Research
My current research focuses on developing causal inference and statistical and machine learning methods for large observational studies, generally, and mobile health data (e.g., accelerometer, heart rate, and GPS tracking data, etc.), specifically. I am especially interested in constructing methods that are both rigorous and flexible such that they are accessible to healthcare professionals and can be tailored to various research questions of interest. More specifics about the data and problems that motivate my current work can be found below.

Statistical and machine learning methods for mobile health data
Mobile apps and wearable devices accurately and continuously measure human activity; patterns within this data can provide a wealth of information applicable to fields such as transportation and health. Despite the potential utility of this data, the intensively sampled nature of the data makes it difficult to accomodate the richness of the data without substantially increasing model and/or computational complexity. To adress these challenges, we have proposed a novel clustering method and cluster evaluation metric for human activity data that leverages an adjacency matrix representation to cluster the data without the calculation of a distance matrix. This technique is substantially faster than conventional methods based on computing pairwise distances via sequence alignment algorithms and also enhances interpretability of results. See the corresponding paper for this work here. Furthmore, we are currently working on developing causal inference techniques for functional treatments such that we can explore, for example, how increasing physical activity trajectories in the afternoon impacts human health outcomes.

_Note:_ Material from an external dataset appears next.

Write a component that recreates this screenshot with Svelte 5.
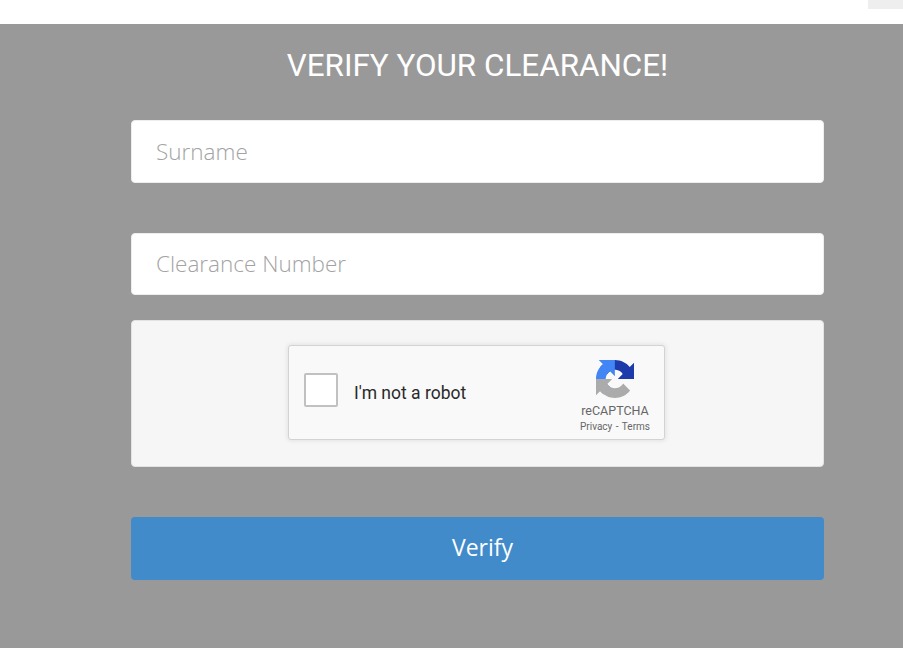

Causal effect estimation under positivity violations
Estimating the causal effect of a binary treatment or health policy with observational data can be challenging due to an imbalance of and a lack of overlap between treated and control covariate distributions. In the presence of limited overlap, researchers choose between 1) methods (e.g., inverse probability weighting) that imply traditional estimands but whose estimators are at risk of considerable bias and variance; and 2) methods (e.g., overlap weighting) which imply a different estimand, thereby modifying the target population to reduce variance. We bridge the gap between these methods by proposing a framework for navigating the tradeoffs between variance and bias due to imbalance and lack of overlap and the targeting of the estimand of scientific interest. This procedure allows analysts to incorporate their domain-specific preference for preservation of the original research population versus reduction of statistical bias when identifying an estimand in scenarios with a lack of overlap. See the corresponding paper for this work here. As an extension of this work, we are currently developing direct balancing weighting methods that yield a solution when there is a lack of overlap by targeting a different population for a subset of covariates.